Luckily, Mr. McDonald is a skilled observer and a good storyteller, so his tough-guy pose is only mildly distracting. His social history, however, pushes the annoyance factor a notch higher. He dates the appalling Irish famine in the 1850’s; it was more like the late 1840’s. He kills off Tammany Hall with the resignation of Mayor Jimmy Walker, which certainly would have come as news to cop-turned-Mayor William O’Dwyer, not to mention legendary boss Ed Flynn, who used his clout to put Harry Truman on Franklin Roosevelt’s ticket in 1944. In a variation of the tough-guy syndrome, Mr. McDonald insists on describing Big Tim Sullivan, a turn-of-the-century Congressman from the city’s Irish subculture, as a “former Tammany king of the Bowery underground.” One wonders why Mr. McDonald doesn’t also mention that Sullivan worked with the legendary Frances Perkins, early feminist and social reformer, on limiting the workweek and on improving tenements. He supported women’s suffrage, and was the author of the state’s first gun-control legislation–Sullivan’s Law, named for the “king of the Bowery underground.” Doesn’t fit the image of a tough mick, does it?

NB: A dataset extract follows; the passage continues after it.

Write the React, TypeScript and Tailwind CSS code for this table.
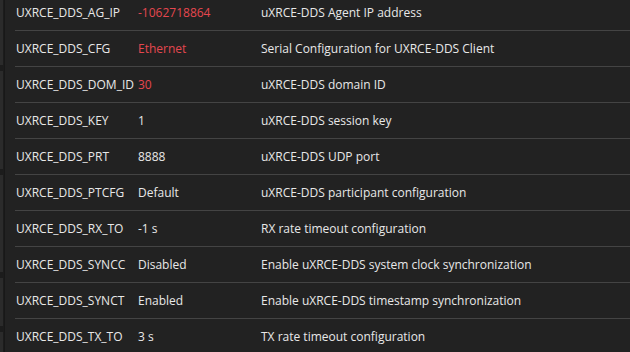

Mr. McDonald is at his best when he sticks to the stories of his grandfather, father and brother. When he describes life inside the cloisters of cop culture, he is at his most authentic. Here he is on the culture’s subtle class distinctions: “Patrolmen’s kids wore hand-me-down clothing and inherited their older siblings’ bicycles. Lieutenants’ kids got their own bikes and shopped at Robert Hall for new Easter suits or dresses each year. Perhaps the biggest jump was from lieutenant to captain.” Here he is on the life of his sister-in-law, a police wife with two children in diapers: “She lived in a kind of suspended terror. Each time the phone rang late at night, a cold shiver ran through her.” Welcome to the other side of the news we hear about the police these days.
Mr. McDonald gets the culture right. He gets the fear right. He gets the heroism right. And he gets the broken families and the corruption and the brutality right, too. In essence, this is an authentic and honest book about people so many of us know very little about.
Somebody ought to send this book to the organizers of the next antipolice rally.